MIGRANTES-SDARC-154936 El fenómeno de niños y jóvenes que emigran a Estados Unidos no es nuevo. Desde los tiempos de la guerra ha habido ese flujo constante de adultos y niños que se han arriesgado a un viaje azaroso con tal de buscar nuevas oportunidades.

En aquellos años de guerra y posguerra, la motivación principal para abandonar el país era la pobreza extrema, sin visos de solución a corto plazo. Es decir, aquí apenas se podía subsistir de mala manera. En el Norte se podía encontrar mejores oportunidades. Lo cual era cierto. 

Aunque explotados, clandestinos y en riesgo permanente de ser deportados, la vida en el Norte era mejor que la calamitosa situación de pobreza en los países del triángulo norte.

La situación ha cambiado. No es que el problema de la pobreza asfixiante se haya aliviado. Lo novedoso es el incremento de la violencia y la consecuente inseguridad.

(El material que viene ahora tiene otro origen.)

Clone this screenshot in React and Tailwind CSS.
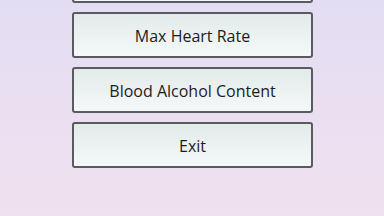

La delincuencia organizada o pandilleril ha ido creciendo en número y poder en las poblaciones pobres o en los barrios marginales. Las pandillas controlan territorios, exigen rentas gravosas, expulsan de sus viviendas a cualquier vecino, implantan toques de queda.

Los jóvenes honestos se encuentran asediados. Son presionados para integrarse en la mara del barrio. Si se niegan, desaparecen cualquier día y, con suerte, se hallará su cadáver en estado de descomposición. 

Si el joven o la joven cede a la tentación de integrarse a la pandilla, entra en un círculo infernal del que ya no habrá salida. 

¿Qué opción tiene un padre o madre de familia que ve cómo su hijo o hija está siendo atraído fatalmente por esa maquinaria infernal de la violencia organizada? Acude al mal menor: mejor que afronte el alto riesgo de emigrar a que se quede atrapado en las mortíferas redes del mal tejidas fatalmente en el entorno del propio barrio.

La migración de niños y jóvenes de repente cobró visibilidad. Cundió la alarma en los pueblos fronterizos del sur de Estados Unidos, que se vieron desbordados por un alud de pequeños migrantes. Las autoridades locales se vieron enfrentadas a lo que empezó a llamarse una emergencia humanitaria. Y de rebote, el gobierno central se enredó en la búsqueda de soluciones de emergencia.

Fue entonces cuando las autoridades de nuestros países se rasgaron las vestiduras. En vez de atacar el problema con soluciones estructurales, se llenaron la boca con lamentaciones conmovedoras o con propuestas ingenuas. Había que desaconsejar a los padres de familia de no enviar a sus hijos fuera del país. Como si los padres de familia acudieran a ese recurso por irresponsabilidad o ignorancia.

El problema es la horrible pobreza que bloquea todo esfuerzo por una vida digna. Mientras haya esas condiciones de pobreza extrema, la única solución a la vista será enviar a los menores al norte, jugando con fatalidad de la ruleta migratoria.